In the present investigation, 2 different wires for hyperbaric (underwater) GTA (gas tungsten arc) welding of X70 pipelines have been tested with respect to their weld metal mechanical properties. Welding of full coupons at different pressures (seawater depths of 16, 75 and 200 msw) was done with subsequent weld metal chemical analyses, hardness measurements, tensile testing and Charpy V notch testing as well as microstructure characterization. It is shown that both wires satisfied strength requirements set to X70 grade, representing a weld metal overmatch situation. Both wires gave sufficient impact toughness, but the toughness of the Ni-Mo containing weld was reduced with increasing seawater depth. This observation was strongly linked to the positioning of the Charpy V notch, and crack growth in a brittle, partially transformed region as a consequence of reheating by subsequent stringer beads.

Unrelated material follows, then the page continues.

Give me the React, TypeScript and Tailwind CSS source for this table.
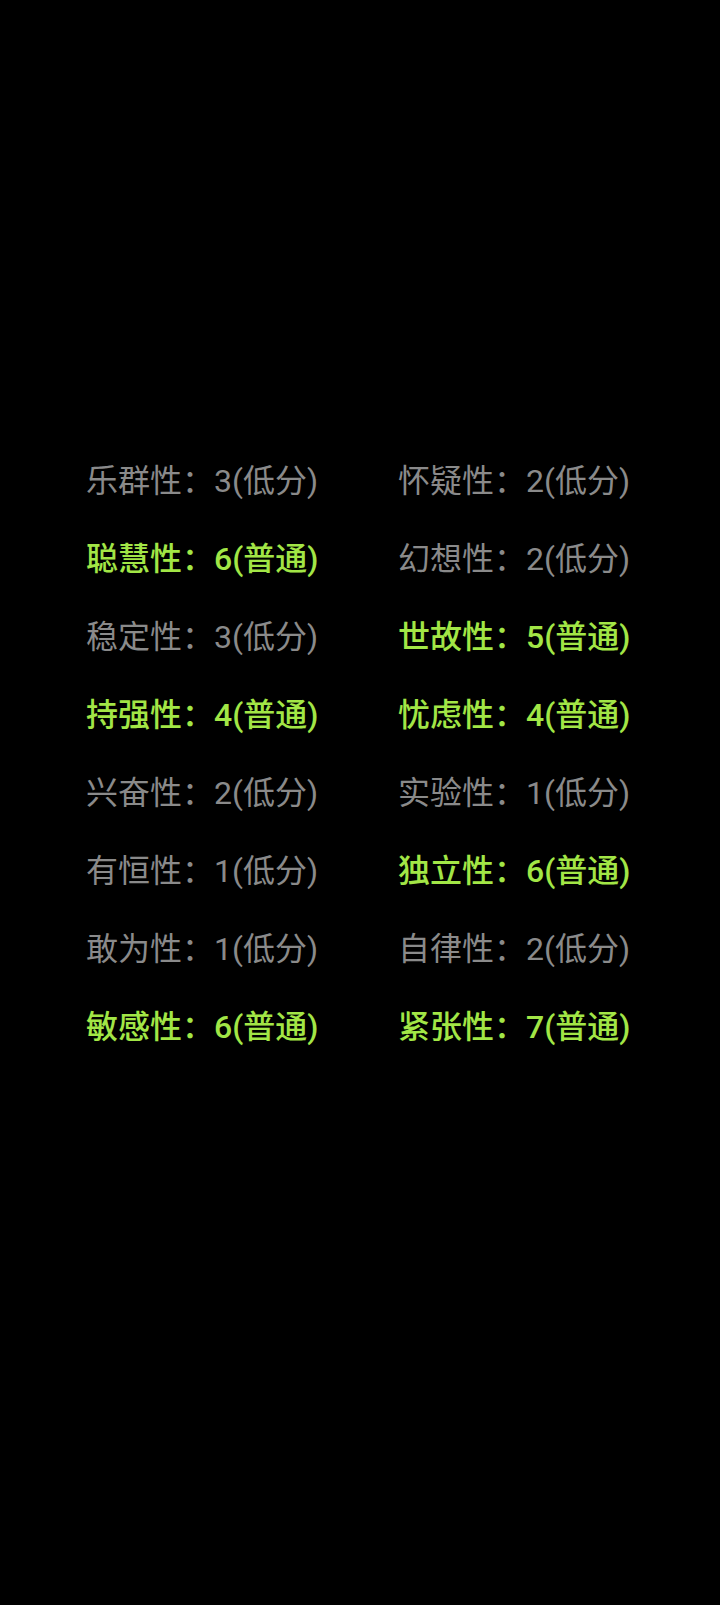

The embrittling microstructure consisted of high carbon MA (martensite-austenite constituents islands) decorating prior austenite grain boundaries. This microstructure was less pronounced when welding with the high Ni wire, which may explain why no similar toughness drop was found.


Up to now, subsea pipelines of grades X60 and X65 have Mainly been used in the Norwegian continental shelf installations. These are 10 to 42 in outer diam and their wall thickness ranges from 14 mm to 40 mm. Offshore tie-ins using qualified welding procedures have been made at 40 to 218 msw (meter sea water). X70 has been used only in one case, the Europipe (Aune et al., 2005). Forthcoming installations will include several X70 pipelines. One example is the Langeled pipeline, which will be the longest subsea pipeline in the world and will transport gas from Nyhamna on the West Coast of Norway via Sleipner in the North Sea to Easington in the U.K. Prior to subsea installations of pipelines, a test programme on welding consumables is required.